But it lists none. Is this because of lacking hardware support in the kernel ?

I also gave it a shot trying root=/dev/sda3 (because arch emulates ide drives as scsi devices and I wanted to be sure that gentoo doesn't do the same thing recently).

----------

## Zhaozhou

I've got a G33, almost the same motherboard as you. I've got AHCI enabled both for IDE and SATA, works like a charm.

----------

## BradN

I would run lspci on the arch CD - that should tell you what hard drive controller you have, and then you can look to make sure you include support for it in the kernel config.  Keep in mind if you use a libata driver (SATA/PATA section instead of normal IDE), then even your IDE drives will be named as scsi devices (eg, /dev/sda, sdb, etc).

----------

## _pi

Try the 2007 CD I used that one. I have P35-DS3R

----------

## STreen

Thank you all.

What I got working again is the hardware detection of my ide drives. I forgot to compile the JMicron driver as it seems.

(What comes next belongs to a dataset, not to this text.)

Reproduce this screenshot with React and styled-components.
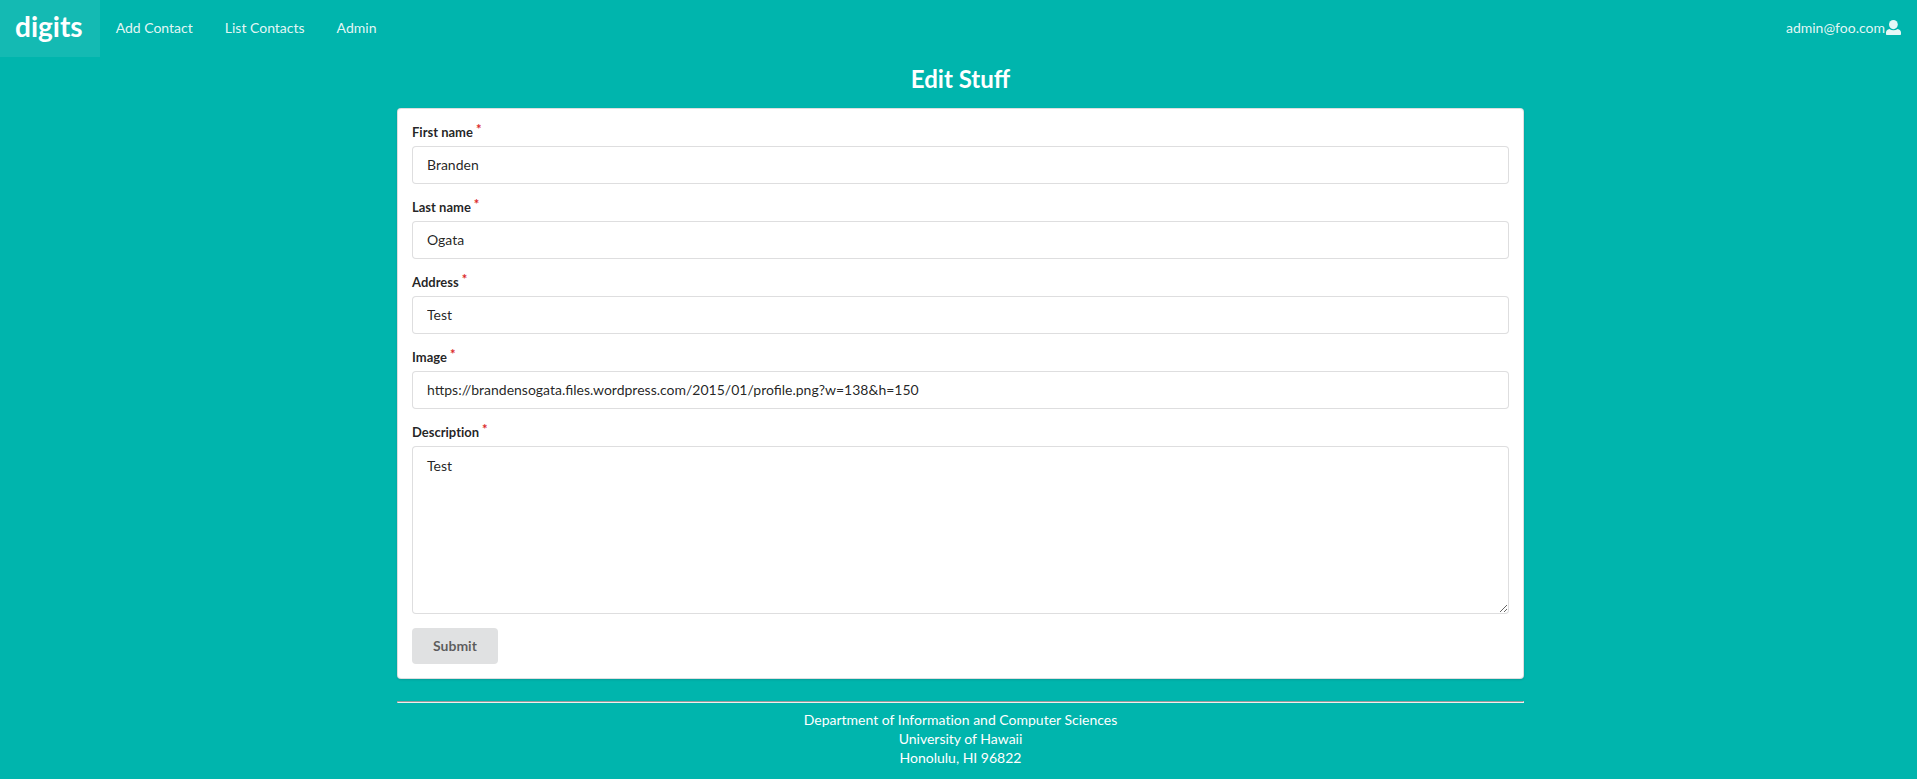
import React from 'react';
import styled, { createGlobalStyle } from 'styled-components';

const Global = createGlobalStyle`
  *, *::before, *::after { box-sizing: border-box; }
  body {
    margin: 0;
    background: #00b5ad;
    font-family: Lato, 'Helvetica Neue', Arial, sans-serif;
    font-size: 14px;
    line-height: 18px;
    font-variant-ligatures: none;
    color: rgba(0, 0, 0, 0.87);
  }
`;

const Menu = styled.nav`
  display: flex;
  align-items: stretch;
  min-height: 40px;
  margin-bottom: 7px;
`;

const MenuItem = styled.a`
  display: flex;
  align-items: center;
  padding: ${(p) => (p.$active ? '0 16px 0 15px' : '0 16px 2px')};
  color: rgba(255, 255, 255, 0.9);
  line-height: 14px;
  text-decoration: none;
  background: ${(p) => (p.$active ? 'rgba(255, 255, 255, 0.08)' : 'transparent')};
  margin-left: ${(p) => (p.$right ? 'auto' : '0')};
`;

const Brand = styled.h1`
  margin: 0;
  padding: 8px 1px 13px 0;
  color: #fff;
  font-size: 28px;
  line-height: 36px;
  font-weight: 700;
`;

const UserIcon = styled.svg`
  width: 16px;
  height: 15px;
  fill: currentColor;
`;

const Content = styled.div`
  padding: 0 14px 0 18px;
`;

const Container = styled.main`
  max-width: 1127px;
  margin: 0 auto;
`;

const Title = styled.h2`
  margin: 0 0 14px;
  color: #fff;
  font-size: 24px;
  line-height: 30px;
  font-weight: 700;
  font-variant-ligatures: normal;
  text-align: center;
`;

const Segment = styled.form`
  padding: 14px;
  background: #fff;
  border: 1px solid rgba(34, 36, 38, 0.15);
  border-radius: 4px;
  box-shadow: 0 1px 2px 0 rgba(34, 36, 38, 0.15);
`;

const Field = styled.div`
  margin-bottom: 14px;
`;

const Label = styled.label`
  display: block;
  margin-bottom: 4px;
  font-size: 13px;
  line-height: 19px;
  font-weight: 700;

  &::after {
    content: '*';
    margin-left: 3px;
    color: #db2828;
    line-height: 12px;
    vertical-align: top;
  }
`;

const Input = styled.input`
  display: block;
  width: 100%;
  height: 38px;
  padding: 9px 14px 11px;
  border: 1px solid rgba(34, 36, 38, 0.15);
  border-radius: 4px;
  background: #fff;
  color: rgba(0, 0, 0, 0.87);
  font: inherit;
  font-variant-ligatures: normal;
  line-height: 16px;
  outline: none;
`;

const TextArea = styled.textarea`
  display: block;
  width: 100%;
  height: 168px;
  padding: 10px 14px;
  border: 1px solid rgba(34, 36, 38, 0.15);
  border-radius: 4px;
  background: #fff;
  color: rgba(0, 0, 0, 0.87);
  font: inherit;
  resize: vertical;
  outline: none;
`;

const Submit = styled.button`
  display: block;
  height: 36px;
  padding: 0 21px;
  border: 0;
  border-radius: 4px;
  background: #e0e1e2;
  color: rgba(0, 0, 0, 0.6);
  font: inherit;
  font-weight: 700;
`;

const Footer = styled.footer`
  max-width: 1127px;
  margin: 22px auto 0;
  color: #fff;
  line-height: 19px;
  text-align: center;
`;

const Rule = styled.hr`
  margin: 0 0 7px;
  border: 1px solid;
  border-color: #9a9a9a #eee #eee #9a9a9a;
`;

const fields = [
  { id: 'firstName', label: 'First name', value: 'Branden' },
  { id: 'lastName', label: 'Last name', value: 'Ogata' },
  { id: 'address', label: 'Address', value: 'Test' },
  {
    id: 'image',
    label: 'Image',
    value: 'https://brandensogata.files.wordpress.com/2015/01/profile.png?w=138&h=150',
  },
];

export default function App() {
  return (
    <>
      <Global />
      <Menu>
        <MenuItem href="#" $active>
          <Brand>digits</Brand>
        </MenuItem>
        <MenuItem href="#add">Add Contact</MenuItem>
        <MenuItem href="#list">List Contacts</MenuItem>
        <MenuItem href="#admin">Admin</MenuItem>
        <MenuItem href="#account" $right>
          admin@foo.com
          <UserIcon viewBox="0 0 16 15" aria-hidden="true">
            <ellipse cx="8.400" cy="4.600" rx="4.400" ry="4.600" />
            <path d="M4.400 9C2.400 9.300 1 10.600 1 12.600v1.400c0 .6.400 1 1 1h13c.6 0 1-.4 1-1v-1.400c0-2-1.400-3.300-3.400-3.600-1.200.8-2.600 1.200-4.100 1.200S5.600 9.800 4.400 9z" />
          </UserIcon>
        </MenuItem>
      </Menu>
      <Content>
        <Container>
          <Title>Edit Stuff</Title>
          <Segment onSubmit={(e) => e.preventDefault()}>
            {fields.map((f) => (
              <Field key={f.id}>
                <Label htmlFor={f.id}>{f.label}</Label>
                <Input id={f.id} type="text" defaultValue={f.value} />
              </Field>
            ))}
            <Field>
              <Label htmlFor="description">Description</Label>
              <TextArea id="description" defaultValue="Test" />
            </Field>
            <Submit type="submit">Submit</Submit>
          </Segment>
        </Container>
        <Footer>
          <Rule />
          <div>Department of Information and Computer Sciences</div>
          <div>University of Hawaii</div>
          <div>Honolulu, HI 96822</div>
        </Footer>
      </Content>
    </>
  );
}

Another problem now is, that before there had been 3 ide devices connected (2 hard drives and 1 dvd-rw). For the new machine I decided to only use the one hdd and dvd-rw. But because of physical limitations I was only able to connect those two in a different way than before and now the dvd-rw is the master and the hdd is the slave at the ide port.

Before, the system used to refer to my main hd as hda and now it is hdb. So I changed the boot options accordingly and grub won't complain. But after loading the new kernel there is another problem.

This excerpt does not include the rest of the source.